Saturday, January 05, 2019

Winter Food

Roasted vegetables. Bigger casserole: potatoes, onions, shallots, carrots, garlic. Smaller pan: a local confetti squash.

Day 2: Roasted vegetable soup!
With my immersion blender, I pureed the squash into a few cups of chicken stock to make a thick broth. I cut up the other vegetables and added them to the broth to make an interesting medley. Plus more leftovers: some tabouleh salad was blended with the squash mixture, and some cut up meat patties added for still more texture. Obviously this is not a recipe, since no one including me is likely to have that combination of leftovers again.

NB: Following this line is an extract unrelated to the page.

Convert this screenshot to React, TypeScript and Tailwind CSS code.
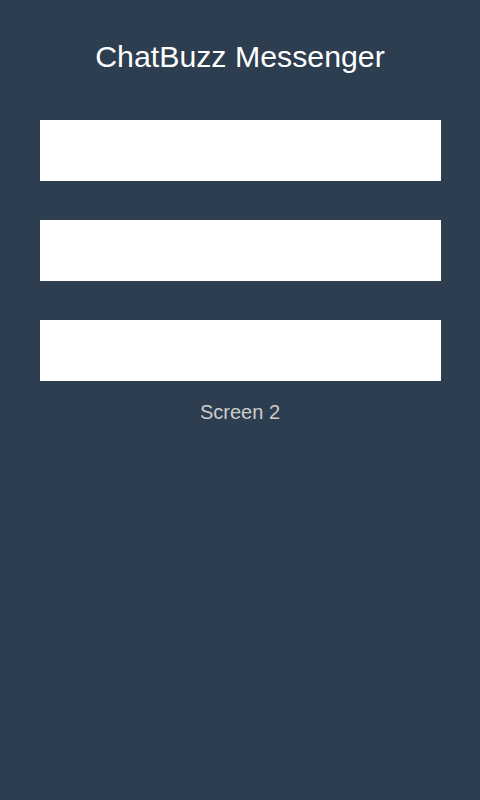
export default function App() {
  return (
    <div
      className="min-h-[800px] w-full bg-[#2c3e50] flex flex-col items-center pt-[40px]"
      style={{ fontFamily: '"Liberation Sans", Arial, sans-serif' }}
    >
      <h1 className="text-[30.3px] leading-[34px] text-white">ChatBuzz Messenger</h1>

      <div className="mt-[46px] flex flex-col gap-[39px]">
        <input className="w-[401px] h-[61px] bg-white outline-none" />
        <input className="w-[401px] h-[61px] bg-white outline-none" />
        <input className="w-[401px] h-[61px] bg-white outline-none" />
      </div>

      <p className="mt-[20px] text-[20px] leading-[23px] text-[#cccccc]">Screen 2</p>
    </div>
  );
}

But the process is repeatable as long as you have compatible leftovers. Never the same soup twice!

5 comments:

Jeanie said...

Now that's interesting -- adding the tabouli. I love tabouli but I never would of thought of adding it to the soup. Why not?! The photos look as lovely as I'm sure it all tasted!

Beth F said...

Soups is always the best way to use up leftover veggies.

Claudia said...

I add left over pasta to soup, so why not tabouli? We've been enjoying a lot of soup lately as well. And I now prefer my pressure cooker for making stock.

Klara said...

surely looks delicious.

Tina said...

Using leftovers for soup is always a great option. I hate waste so I try doing that with leftovers, sometimes it makes a casserole.